Reproach to ideologues

10/16/2009

"ALL government, indeed every human benefit and enjoyment, every virtue and every prudent act, is founded on compromise and barter."

So said the 18th-century British statesman Edmund Burke, revered as one of the founding fathers of modern conservative thought. But the ranks of the Republican Party are today packed with those who have forgotten that compromise is the lifeblood of politics, rendering their party anemic at a crucial moment in the nation's history.

Enter Olympia Snowe, a Republican senator from Maine and a full-blooded maverick who displays the independence of mind characteristic of her home state. She alone among Republicans had the wisdom and courage to vote for the health-care bill that made its way out of the Senate Finance Committee on a 14-9 vote on Tuesday.
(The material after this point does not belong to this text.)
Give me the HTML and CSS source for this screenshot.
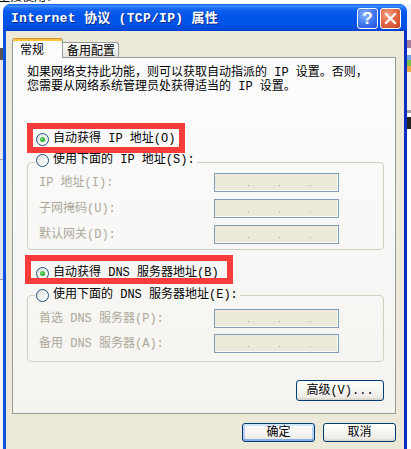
FILE: index.html
```html
<!DOCTYPE html>
<html lang="zh-CN">
<head>
<meta charset="utf-8">
<title>Internet 协议 (TCP/IP) 属性</title>
<link rel="stylesheet" href="styles.css">
</head>
<body>
<div class="screen">
  <div class="bg-top"><span class="bg-text">生接使用：</span></div>
  <div class="desk">
    <div class="bg-left">
      <i class="bl bl-a"></i><i class="bl bl-b"></i><i class="bl bl-c"></i><i class="bl bl-d"></i>
    </div>
    <div class="window">
      <div class="titlebar">
        <span class="title">Internet 协议 (TCP/IP) 属性</span>
        <div class="tbtns">
          <span class="tb help">?</span>
          <span class="tb close">
            <svg width="13" height="13" viewBox="0 0 13 13"><path d="M2 2 L11 11 M11 2 L2 11" stroke="#fff" stroke-width="2.2" stroke-linecap="square" fill="none"/></svg>
          </span>
        </div>
      </div>
      <div class="client">
        <div class="tabs">
          <div class="tab active">常规</div>
          <div class="tab">备用配置</div>
        </div>
        <div class="panel">
          <p class="intro">如果网络支持此功能，则可以获取自动指派的 IP 设置。否则，<br>您需要从网络系统管理员处获得适当的 IP 设置。</p>

          <div class="radio-row r1"><span class="radio on"></span>自动获得 IP 地址(O)</div>
          <fieldset class="group g1">
            <legend><span class="legend-in"><span class="radio"></span>使用下面的 IP 地址(S):</span></legend>
            <div class="field"><span class="lbl">IP 地址(I):</span><span class="ipbox"><i></i><i></i><i></i></span></div>
            <div class="field"><span class="lbl">子网掩码(U):</span><span class="ipbox"><i></i><i></i><i></i></span></div>
            <div class="field"><span class="lbl">默认网关(D):</span><span class="ipbox"><i></i><i></i><i></i></span></div>
          </fieldset>

          <div class="radio-row r2"><span class="radio on"></span>自动获得 DNS 服务器地址(B)</div>
          <fieldset class="group g2">
            <legend><span class="legend-in"><span class="radio"></span>使用下面的 DNS 服务器地址(E):</span></legend>
            <div class="field"><span class="lbl">首选 DNS 服务器(P):</span><span class="ipbox"><i></i><i></i><i></i></span></div>
            <div class="field"><span class="lbl">备用 DNS 服务器(A):</span><span class="ipbox"><i></i><i></i><i></i></span></div>
          </fieldset>

          <div class="adv-row"><button class="btn adv">高级(V)...</button></div>

          <div class="mark m1"></div>
          <div class="mark m2"></div>
        </div>
        <div class="actions">
          <button class="btn act default">确定</button>
          <button class="btn act">取消</button>
        </div>
      </div>
    </div>
    <div class="bg-right">
      <i class="br br-1"></i><i class="br br-2"></i><i class="br br-3"></i><i class="br br-4"></i><i class="br br-5"></i><i class="br br-6"></i><i class="br br-7"></i><i class="br br-8"></i><i class="br br-9"></i>
    </div>
  </div>
</div>
</body>
</html>
```
FILE: styles.css
```css
* { box-sizing: border-box; }

body {
  margin: 0;
  width: 411px;
  height: 449px;
  overflow: hidden;
  background: #fff;
  font-family: "Liberation Mono", "Noto Sans CJK SC", monospace;
  font-size: 12px;
  color: #000;
}

.screen {
  display: flex;
  flex-direction: column;
  height: 449px;
}

.bg-top {
  height: 4px;
  overflow: hidden;
  background: #fff;
}
.bg-text {
  display: block;
  margin: -11px 0 0 -2px;
  line-height: 14px;
  font-family: "Noto Sans CJK SC", sans-serif;
  font-size: 12px;
  color: #000;
}

.desk {
  flex: 1;
  display: flex;
  min-height: 0;
}

.bg-left {
  width: 3px;
  background: #f4f4f4;
  display: flex;
  flex-direction: column;
}
.bl { display: block; }
.bl-a { height: 44px; background: #fff; }
.bl-b { height: 12px; background: #555; }
.bl-c { height: 100px; background: #e8e8e8; border-bottom: 1px solid #9aa6b8; }
.bl-d { height: 120px; background: #dfe6ef; border-bottom: 1px solid #7f9db9; }

.bg-right {
  flex: 1;
  display: flex;
  flex-direction: column;
  background: #fff;
}
.br { display: block; }
.br-1 { height: 36px; background: #eef3f9; }
.br-2 { height: 8px; background: #a47c9c; }
.br-3 { height: 7px; background: #f7f7f7; }
.br-4 { height: 5px; background: #6ea6e6; }
.br-5 { height: 6px; background: #79c04f; }
.br-6 { height: 6px; background: #f0a840; }
.br-7 { height: 38px; background: #f4f2ea; }
.br-8 { height: 3px; background: #a0a0a0; }
.br-9 { height: 12px; background: #222; margin-top: 4px; }

/* window */
.window {
  width: 404px;
  display: flex;
  flex-direction: column;
}

.titlebar {
  height: 27px;
  border-radius: 7px 7px 0 0;
  background: linear-gradient(180deg,
    #0a5ef2 0,
    #3f8ffb 2px,
    #1f6ff3 4px,
    #0a5cee 7px,
    #0055e8 13px,
    #0053e4 21px,
    #004ad9 25px,
    #003fcb 27px);
  display: flex;
  align-items: center;
  padding: 2px 6px 0 8px;
}
.title {
  flex: 1;
  color: #fff;
  font-weight: bold;
  font-size: 13px;
  line-height: 16px;
  letter-spacing: 0.3px;
  white-space: nowrap;
  text-shadow: 1px 1px 0 #0b2a8c;
}
.tbtns {
  display: flex;
  gap: 2px;
}
.tb {
  width: 21px;
  height: 21px;
  border: 1px solid #fff;
  border-radius: 3px;
  display: flex;
  align-items: center;
  justify-content: center;
}
.help {
  background: radial-gradient(circle at 35% 30%, #8db3fa 0, #4a80f0 45%, #2a5fe4 80%, #2253d6 100%);
  color: #fff;
  font-family: "Liberation Sans", sans-serif;
  font-weight: bold;
  font-size: 17px;
  line-height: 17px;
}
.close {
  background: radial-gradient(circle at 35% 30%, #f2a287 0, #e46a47 45%, #d2502c 80%, #c24320 100%);
}

.client {
  flex: 1;
  background: #ece9d8;
  border-left: 3px solid #0c50e2;
  border-right: 3px solid #0a2fc0;
  padding: 7px 8px 0 6px;
  display: flex;
  flex-direction: column;
}

/* tabs */
.tabs {
  display: flex;
  align-items: flex-end;
  height: 20px;
  margin-bottom: -1px;
  position: relative;
  z-index: 1;
}
.tab {
  line-height: 14px;
  white-space: nowrap;
  font-family: "Noto Sans CJK SC", sans-serif;
}
.tab.active {
  width: 51px;
  height: 20px;
  border: 1px solid #919b9c;
  border-top-color: #e68b2c;
  border-bottom: none;
  border-radius: 3px 3px 0 0;
  box-shadow: inset 0 2px 0 #ffc73c;
  background: #fcfcfe;
  padding: 3px 0 0 7px;
}
.tab:not(.active) {
  width: 56px;
  height: 15px;
  margin-bottom: 1px;
  border: 1px solid #919b9c;
  border-left: none;
  border-bottom: none;
  border-radius: 0 3px 0 0;
  background: linear-gradient(180deg, #ffffff 0, #f4f3ef 50%, #e4e2da 100%);
  padding: 0 0 0 4px;
}

/* panel */
.panel {
  position: relative;
  border: 1px solid #919b9c;
  background: linear-gradient(180deg, #fcfcfe 0, #f4f3ee 100%);
  padding: 8px 11px 12px 14px;
}

.intro {
  margin: 0;
  line-height: 14px;
  white-space: nowrap;
}

.radio-row {
  display: flex;
  align-items: center;
  height: 16px;
  line-height: 16px;
  padding-left: 9px;
  white-space: nowrap;
}
.r1 { margin-top: 37px; }
.r2 { margin-top: 15px; }

.radio {
  width: 13px;
  height: 13px;
  flex: none;
  border: 1px solid #1c5180;
  border-radius: 50%;
  background: linear-gradient(135deg, #dcdcd7 0, #f4f4f2 55%, #ffffff 100%);
  margin-right: 4px;
  display: flex;
  align-items: center;
  justify-content: center;
}
.radio.on::after {
  content: "";
  width: 5px;
  height: 5px;
  border-radius: 50%;
  background: radial-gradient(circle at 35% 35%, #6ee36e 0, #2fb02f 55%, #1f941f 100%);
}

.group {
  margin: 0;
  padding: 0 0 5px 0;
  min-width: 0;
  border: 1px solid #d0d0bf;
  border-radius: 4px;
}
.g1 { margin-top: 7px; }
.g2 { margin-top: 6px; padding-bottom: 8px; }

.group legend {
  margin-left: 7px;
  padding: 0 2px 0 1px;
  line-height: 16px;
  height: 16px;
}
.legend-in {
  display: flex;
  align-items: center;
  height: 16px;
  white-space: nowrap;
}
.g1 .legend-in { margin-top: -2px; }

.field {
  display: flex;
  align-items: center;
  height: 19px;
  padding-left: 11px;
}
.g1 .field { margin-top: 7px; }
.g1 .field:first-of-type { margin-top: 3px; }
.g2 .field { margin-top: 6px; }
.g2 .field:first-of-type { margin-top: 6px; }

.lbl {
  width: 175px;
  color: #aca899;
  white-space: nowrap;
  line-height: 16px;
}
.ipbox {
  width: 125px;
  height: 19px;
  border: 1px solid #7f9db9;
  background: #ece9d8;
  box-shadow: inset -1px -1px 0 #fbfbf8;
  display: flex;
  align-items: flex-start;
  gap: 30px;
  padding: 11px 0 0 33px;
}
.ipbox i {
  display: block;
  width: 1px;
  height: 1px;
  background: #aca899;
}

.adv-row {
  display: flex;
  justify-content: flex-end;
  margin-top: 18px;
}

.btn {
  font-family: "Liberation Mono", "Noto Sans CJK SC", monospace;
  font-size: 12px;
  line-height: 14px;
  color: #000;
  border: 1px solid #003c74;
  border-radius: 3px;
  background: linear-gradient(180deg, #ffffff 0, #f7f7f4 40%, #ecebe6 85%, #d6d0c5 100%);
  padding: 0;
  margin: 0;
  white-space: nowrap;
}
.adv {
  width: 88px;
  height: 21px;
}

.actions {
  display: flex;
  justify-content: flex-end;
  gap: 8px;
  margin-top: 9px;
}
.act {
  width: 73px;
  height: 19px;
}
.default {
  box-shadow: inset 0 2px 0 #cee7ff, inset 0 -2px 0 #89ade4, inset 2px 0 0 #b9d1f6, inset -2px 0 0 #b9d1f6;
}

/* annotation marks drawn over the dialog */
.mark {
  position: absolute;
  border: 6px solid #f83b3b;
  pointer-events: none;
}
.m1 { left: 14px; top: 65px; width: 158px; height: 30px; }
.m2 { left: 12px; top: 197px; width: 208px; height: 29px; }
```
Senator Snowe helped write the bill, but she is far from satisfied with it. She made it clear that her vote on this day did not guarantee a positive vote on another - which is entirely fair. This bill has to be reconciled with others and who knows what will happen behind closed doors.

So no one should have the illusion that this is any way a fig leaf of bipartisanship. It is, rather, a reproach on the lack of bipartisanship. It shows what can be done when ideology is put aside and a reasonable give and take is instead the goal. As it played out, everyone in the Senate chamber hung on her every word.

Senator Snowe heard what her colleagues are deaf to in their petulance: the call of history. "Is it all that it can be?" she asked rhetorically. "No. But when history calls, history calls. I happen to think that the consequences of inaction dictate the urgency of Congress taking every opportunity to demonstrate its capacity to solve the monumental issues of our time."

Health-care reform is one of those issues and Republican intransigence on the particulars of this bill or that does not change the fact of its importance.

Democrats would be wise to consider her counsel as a final version of the legislation emerges. Let the compromise and barter proceed to form a lasting human benefit that is both virtuous and prudent.